Гранатовый браслет (сборник) - страница 8
Куприну не чужда поэтика сказок и легенд, с их условным сюжетом и стилизованным языком. Но «Суламифь» – единственная в его творчестве повесть, написанная в условно-романтическом ключе. Собственно исторические и бытовые подробности, которые увлекли бы фантазию романиста, мастера исторического жанра, мало интересовали Куприна. Дворцовые интриги, мрачные ритуалы языческих капищ и даже деяния царя Соломона, строителя Храма и мудрого правителя, строго говоря, лишь фон для волнующей писателя темы самоотверженной любви, неизбежно завершающейся гибелью.
«Суламифь», этот «гимн женской красоте и молодости» (по оценке критика В. Воровского), – повесть-притча, реквием и плач по столь безвременно гибнущей красоте. Это скорбь и передана торжественным языком старых книг. «Положи меня, как печать, на сердце твоем, как перстень на руке твоей, потому что крепка, как смерть, любовь и жестока, как ад, ревность: стрелы ее – стрелы огненные».

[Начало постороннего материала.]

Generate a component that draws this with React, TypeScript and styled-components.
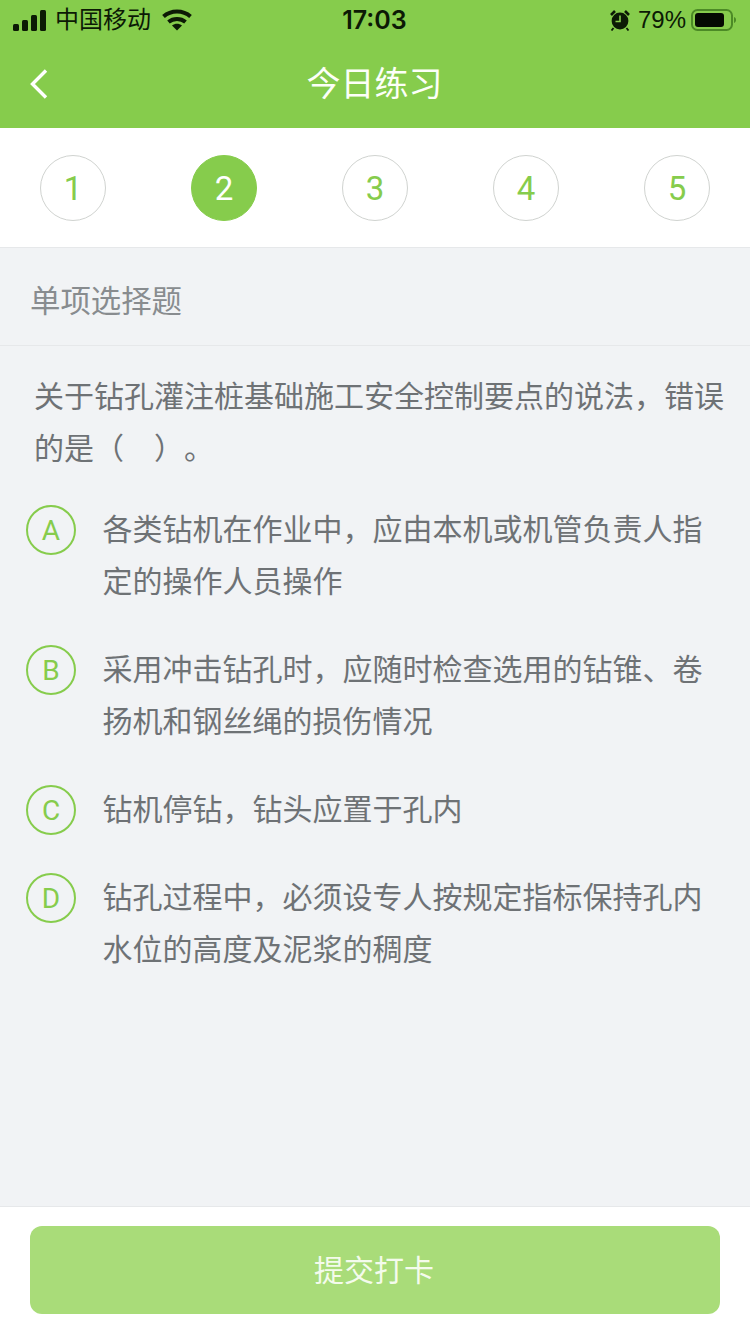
import React, { useState } from 'react';
import styled, { createGlobalStyle } from 'styled-components';

const options = [
  { key: 'A', text: '各类钻机在作业中，应由本机或机管负责人指定的操作人员操作' },
  { key: 'B', text: '采用冲击钻孔时，应随时检查选用的钻锥、卷扬机和钢丝绳的损伤情况' },
  { key: 'C', text: '钻机停钻，钻头应置于孔内' },
  { key: 'D', text: '钻孔过程中，必须设专人按规定指标保持孔内水位的高度及泥浆的稠度' },
];

export default function App() {
  const [current, setCurrent] = useState(2);
  return (
    <Page>
      <GlobalStyle />
      <Header>
        <StatusBar>
          <StatusLeft>
            <svg width="34" height="21" viewBox="0 0 34 21">
              <rect x="0" y="14" width="6" height="7" rx="1.500" fill="#0c1a05" />
              <rect x="9" y="10" width="6" height="11" rx="1.500" fill="#0c1a05" />
              <rect x="18" y="5" width="6" height="16" rx="1.500" fill="#0c1a05" />
              <rect x="27" y="0" width="6" height="21" rx="1.500" fill="#0c1a05" />
            </svg>
            <Carrier>中国移动</Carrier>
            <WifiIcon width="30" height="22" viewBox="0 0 30 22">
              <path d="M1.500 7.500C9 .8 21 .8 28.500 7.500" fill="none" stroke="#0c1a05" strokeWidth="4" />
              <path d="M6.500 13c4.800-4 12.200-4 17 0" fill="none" stroke="#0c1a05" strokeWidth="4" />
              <path d="M10 16.500c3-2.400 7-2.400 10 0L15 21.500z" fill="#0c1a05" />
            </WifiIcon>
          </StatusLeft>
          <Clock>17:03</Clock>
          <StatusRight>
            <svg width="20" height="22" viewBox="0 0 20 22">
              <circle cx="10" cy="12" r="8.400" fill="#0c1a05" />
              <path d="M10 6.500V12.500H5.500" fill="none" stroke="#86cc4c" strokeWidth="1.600" />
              <path d="M1 6l4-4M19 6l-4-4" stroke="#0c1a05" strokeWidth="2.600" />
              <path d="M3.500 19l-2 2.500M16.500 19l2 2.500" stroke="#0c1a05" strokeWidth="1.800" />
            </svg>
            <Battery>79%</Battery>
            <svg width="45" height="24" viewBox="0 0 45 24">
              <rect x="1" y="2" width="40" height="20" rx="5.500" fill="none" stroke="#4c8a26" strokeWidth="2" />
              <rect x="4" y="5" width="29" height="14" rx="3" fill="#050a02" />
              <path d="M43 9c1.300.4 2 1.600 2 3s-.7 2.600-2 3z" fill="#4c8a26" />
            </svg>
          </StatusRight>
        </StatusBar>
        <NavBar>
          <BackButton aria-label="返回">
            <svg width="20" height="32" viewBox="0 0 20 32">
              <path d="M17 2.500 3.500 16 17 29.500" fill="none" stroke="#fff" strokeWidth="3.400" />
            </svg>
          </BackButton>
          <NavTitle>今日练习</NavTitle>
        </NavBar>
      </Header>
      <StepList>
        {[1, 2, 3, 4, 5].map((n) => (
          <StepCircle key={n} $active={n === current} onClick={() => setCurrent(n)}>
            {n}
          </StepCircle>
        ))}
      </StepList>
      <Main>
        <SectionTitle>单项选择题</SectionTitle>
        <Question>关于钻孔灌注桩基础施工安全控制要点的说法，错误的是（　）。</Question>
        <OptionList>
          {options.map((item) => (
            <OptionRow key={item.key}>
              <OptionBadge>{item.key}</OptionBadge>
              <OptionText>{item.text}</OptionText>
            </OptionRow>
          ))}
        </OptionList>
      </Main>
      <Footer>
        <SubmitButton>提交打卡</SubmitButton>
      </Footer>
    </Page>
  );
}

const GlobalStyle = createGlobalStyle`
  html, body {
    margin: 0;
    padding: 0;
  }
  body {
    font-family: "Liberation Sans", "Noto Sans CJK SC", sans-serif;
  }
  button {
    font-family: inherit;
    border: none;
    padding: 0;
  }
`;

const Page = styled.div`
  width: 750px;
  height: 1334px;
  display: flex;
  flex-direction: column;
  overflow: hidden;
  background-color: #f1f3f5;
`;
const Header = styled.header`
  height: 128px;
  background-color: #86cc4c;
`;
const StatusBar = styled.div`
  height: 40px;
  padding: 0 14px 0 13px;
  display: flex;
  align-items: center;
  justify-content: space-between;
  color: #0c1a05;
`;
const StatusLeft = styled.div`
  display: flex;
  align-items: center;
  width: 270px;
  gap: 8px;
`;
const WifiIcon = styled.svg`
  margin-left: 3px;
`;
const Carrier = styled.span`
  font-size: 24px;
  line-height: 34px;
`;
const Clock = styled.span`
  font-family: "Inter", "Liberation Sans", sans-serif;
  font-size: 25px;
  font-weight: 600;
`;
const StatusRight = styled.div`
  display: flex;
  align-items: center;
  justify-content: flex-end;
  width: 270px;
  gap: 8px;
`;
const Battery = styled.span`
  font-size: 24px;
  margin-right: -3px;
`;
const NavBar = styled.div`
  height: 88px;
  display: flex;
  align-items: center;
  justify-content: center;
  position: relative;
`;
const BackButton = styled.button`
  position: absolute;
  left: 29px;
  top: 28px;
  width: 20px;
  height: 32px;
  background: none;
  cursor: pointer;
`;
const NavTitle = styled.h1`
  margin: 0 1px 6px 0;
  font-size: 34px;
  font-weight: 400;
  color: #fcfff8;
`;
const StepList = styled.div`
  height: 119px;
  padding: 0 40px;
  display: flex;
  align-items: center;
  justify-content: space-between;
  background-color: #fff;
  border-bottom: 1px solid #e6e8ea;
`;
const StepCircle = styled.button<{ $active: boolean }>`
  width: 66px;
  height: 66px;
  margin-top: 1px;
  border-radius: 50%;
  box-sizing: border-box;
  border: 1px solid ${({ $active }) => ($active ? '#86cc4c' : '#d0d3d0')};
  background-color: ${({ $active }) => ($active ? '#86cc4c' : '#fff')};
  color: ${({ $active }) => ($active ? '#fff' : '#86cc4c')};
  font-family: "Roboto", "Liberation Sans", sans-serif;
  font-size: 33px;
  font-weight: 400;
  cursor: pointer;
`;
const Main = styled.main`
  flex: 1;
  display: flex;
  flex-direction: column;
`;
const SectionTitle = styled.h2`
  margin: 0;
  height: 98px;
  padding: 5px 0 0 30px;
  box-sizing: border-box;
  display: flex;
  align-items: center;
  font-size: 30.400px;
  font-weight: 400;
  color: #888c8f;
  border-bottom: 1px solid #e6e8ea;
`;
const Question = styled.p`
  margin: 25px 0 0;
  padding: 0 20px 0 34px;
  font-size: 30px;
  line-height: 52px;
  color: #6e7275;
  font-feature-settings: "chws" 0;
  text-spacing-trim: space-all;
`;
const OptionList = styled.div`
  margin-top: 29px;
  padding: 0 26px;
  display: flex;
  flex-direction: column;
  gap: 36px;
`;
const OptionRow = styled.div`
  display: flex;
  align-items: flex-start;
  gap: 26.500px;
`;
const OptionBadge = styled.span`
  flex: none;
  width: 50px;
  height: 50px;
  margin-top: 1px;
  padding-top: 1px;
  box-sizing: border-box;
  border: 2px solid #86cc4c;
  border-radius: 50%;
  display: flex;
  align-items: center;
  justify-content: center;
  font-family: "Roboto", "Liberation Sans", sans-serif;
  font-size: 28px;
  font-weight: 400;
  color: #86cc4c;
`;
const OptionText = styled.p`
  margin: 0;
  width: 600px;
  font-size: 30px;
  line-height: 52px;
  color: #6e7275;
`;
const Footer = styled.footer`
  height: 128px;
  box-sizing: border-box;
  padding: 19px 30px 0;
  background-color: #fff;
  border-top: 1px solid #e6e8ea;
`;
const SubmitButton = styled.button`
  width: 100%;
  height: 88px;
  padding: 0 2px 4px 0;
  border-radius: 12px;
  background-color: #a9dc79;
  color: #f4fbec;
  font-size: 30px;
  cursor: pointer;
`;
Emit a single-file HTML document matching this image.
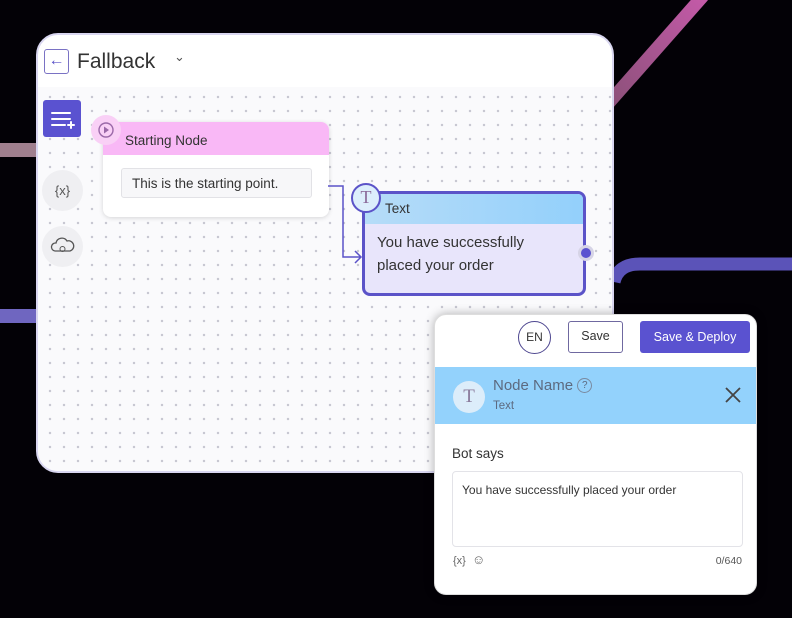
<!DOCTYPE html>
<html><head><meta charset="utf-8"><style>
*{box-sizing:border-box;margin:0;padding:0}
body{width:792px;height:618px;background:#030106;position:relative;overflow:hidden;font-family:"Liberation Sans",sans-serif;color:#333}
.abs{position:absolute}
#card{left:36px;top:33px;width:578px;height:440px;background:#fff;border-radius:22px;border:2px solid #d9d6f0;overflow:hidden}
#grid{left:0;top:52px;right:0;bottom:0;background-color:#fafafc;background-image:radial-gradient(circle,#c8c8d2 1.1px,transparent 1.4px);background-size:14px 14px;background-position:5px 3px}
#panel{left:434px;top:314px;width:323px;height:281px;background:#fff;border-radius:12px;border:1px solid #ddd;overflow:hidden;box-shadow:0 0 10px rgba(0,0,0,.3)}
</style></head><body>
<svg class="abs" style="left:0;top:0" width="792" height="618">
<defs><linearGradient id="pk" x1="0" y1="1" x2="1" y2="0"><stop offset="0" stop-color="#8a5078"/><stop offset="1" stop-color="#c45aa8"/></linearGradient></defs>
<line x1="606" y1="106" x2="703" y2="-4" stroke="url(#pk)" stroke-width="13"/>
<path d="M614 282 Q618 264 640 264 L792 264" fill="none" stroke="#5b53b8" stroke-width="13"/>
<rect x="0" y="143" width="40" height="14" fill="#a07f8e"/>
<rect x="0" y="309" width="40" height="14" fill="#6f66c0"/>
</svg>
<div id="card" class="abs">
 <div id="grid" class="abs"></div>
 <div class="abs" style="left:6px;top:14px;width:25px;height:25px;border:1.5px solid #7a72c4;border-radius:3px;color:#5b53c8;font-size:16px;text-align:center;line-height:22px">←</div>
 <div class="abs" style="left:39px;top:15px;font-size:21px;color:#333">Fallback</div>
 <div class="abs" style="left:136px;top:14px;font-size:13px;color:#555">⌄</div>
 <div class="abs" style="left:5px;top:65px;width:38px;height:37px;background:#5a52d0;border-radius:3px">
  <svg width="38" height="37"><g stroke="#fff" stroke-width="2" stroke-linecap="round"><line x1="9" y1="13" x2="27" y2="13"/><line x1="9" y1="19" x2="27" y2="19"/><line x1="9" y1="25" x2="22" y2="25"/><line x1="25" y1="25" x2="31" y2="25"/><line x1="28" y1="22" x2="28" y2="28"/></g></svg>
 </div>
 <div class="abs" style="left:4px;top:135px;width:41px;height:41px;border-radius:50%;background:#efeff2;text-align:center;line-height:41px;font-size:13px;color:#555">{x}</div>
 <div class="abs" style="left:4px;top:191px;width:41px;height:41px;border-radius:50%;background:#efeff2">
  <svg width="41" height="41"><path d="M13 25 a4 4 0 0 1 1-8 a6 6 0 0 1 11-2 a5 5 0 0 1 3 10 Z" fill="none" stroke="#555" stroke-width="1.3"/><circle cx="20.5" cy="23" r="2.5" fill="none" stroke="#555" stroke-width="1"/></svg>
 </div>
 <div class="abs" style="left:65px;top:87px;width:226px;height:95px;background:#fff;border-radius:8px;box-shadow:0 1px 5px rgba(0,0,0,.15);overflow:hidden">
  <div style="height:33px;background:#f9b8f6;padding:11px 0 0 22px;font-size:13.5px;color:#333">Starting Node</div>
  <div class="abs" style="left:18px;top:46px;width:191px;height:30px;background:#f7f7f9;border:1px solid #e2e2e6;border-radius:3px;font-size:13.5px;padding:7px 10px;color:#333">This is the starting point.</div>
 </div>
 <div class="abs" style="left:53px;top:80px;width:30px;height:30px;border-radius:50%;background:#f9d0f6">
  <svg width="30" height="30"><circle cx="15" cy="15" r="7" fill="none" stroke="#9a68a8" stroke-width="1.4"/><path d="M13 11.5 L18 15 L13 18.5Z" fill="#9a68a8"/></svg>
 </div>
 <svg class="abs" style="left:289px;top:144px" width="40" height="90"><path d="M1 7 H16 V78 H34 M28 72 L34 78 L28 84" fill="none" stroke="#5b53c8" stroke-width="1.5"/></svg>
 <div class="abs" style="left:324px;top:156px;width:224px;height:105px;border:3px solid #5b53c8;border-radius:8px;background:#e8e5fb;overflow:hidden">
  <div style="height:30px;background:linear-gradient(90deg,#b6dcf8,#93d0fb);padding:7px 0 0 20px;font-size:13.5px;color:#333">Text</div>
  <div style="padding:7px 0 0 12px;font-size:15px;line-height:23px;color:#333">You have successfully<br>placed your order</div>
 </div>
 <div class="abs" style="left:313px;top:148px;width:30px;height:30px;border-radius:50%;border:2px solid #5b53c8;background:#dceefc;text-align:center;line-height:25px;font-family:'Liberation Serif',serif;font-size:18px;color:#8a6a9a">T</div>
 <div class="abs" style="left:540px;top:210px;width:16px;height:16px;border-radius:50%;background:#5a52d0;border:3px solid #d6d4e6"></div>
</div>
<div id="panel" class="abs">
 <div class="abs" style="left:83px;top:6px;width:33px;height:33px;border:1.5px solid #4e4790;border-radius:50%;text-align:center;line-height:30px;font-size:12px;color:#333">EN</div>
 <div class="abs" style="left:133px;top:6px;width:55px;height:32px;border:1.5px solid #6f68a0;border-radius:3px;text-align:center;line-height:29px;font-size:12.5px;color:#333">Save</div>
 <div class="abs" style="left:205px;top:6px;width:110px;height:32px;background:#5a52d0;border-radius:3px;text-align:center;line-height:32px;font-size:12.5px;color:#fff">Save &amp; Deploy</div>
 <div class="abs" style="left:0;top:52px;width:323px;height:57px;background:#93d2fc">
  <div class="abs" style="left:18px;top:14px;width:32px;height:32px;border-radius:50%;background:#dcedfa;text-align:center;line-height:32px;font-family:'Liberation Serif',serif;font-size:19px;color:#8a7a9a">T</div>
  <div class="abs" style="left:58px;top:10px;font-size:15px;color:#5c6a80">Node Name <span style="display:inline-block;width:15px;height:15px;border:1px solid #7a8aa0;border-radius:50%;font-size:10px;text-align:center;line-height:13px;vertical-align:2px">?</span></div>
  <div class="abs" style="left:58px;top:33px;font-size:11.5px;color:#5c6a80">Text</div>
  <svg class="abs" style="left:289px;top:19px" width="18" height="18"><path d="M2 2L16 16M16 2L2 16" stroke="#444" stroke-width="1.8"/></svg>
 </div>
 <div class="abs" style="left:17px;top:131px;font-size:13.5px;color:#333">Bot says</div>
 <div class="abs" style="left:17px;top:156px;width:291px;height:76px;border:1px solid #e3e3e8;border-radius:4px;padding:11px 9px;font-size:12px;color:#333">You have successfully placed your order</div>
 <div class="abs" style="left:18px;top:237px;font-size:11px;color:#666">{x}&nbsp;&nbsp;<span style="font-size:13px">☺</span></div>
 <div class="abs" style="right:14px;top:240px;font-size:10.5px;color:#555">0/640</div>
</div>
</body></html>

Сердце художника словно жажда искупающих слёз о переданной в старинной легенде женской любви – «такой нежной и пламенной, преданной и прекрасной, которая одна дороже богатства, славы и мудрости, которая дороже само́й жизни, потому что даже жизнью она не дорожит и не боится смерти».
В какой мере эта идея волновала Куприна, показывает то, что на протяжении многих лет он не раз возвращается к ней – от «Олеси» до «Гранатового браслета».
Любовь и смерть – «эстетические мерила» в мире Куприна, но в «Гранатовом браслете» торжество любви над смертью утверждается не на материале древней библейской легенды, а на материале реальной жизни, судьбы вполне конкретного человека. Повесть Куприна «Гранатовый браслет» не красивый вымысел писателя, а изумление художника перед красотой самой жизни, которая отнюдь не уступает древним преданиям.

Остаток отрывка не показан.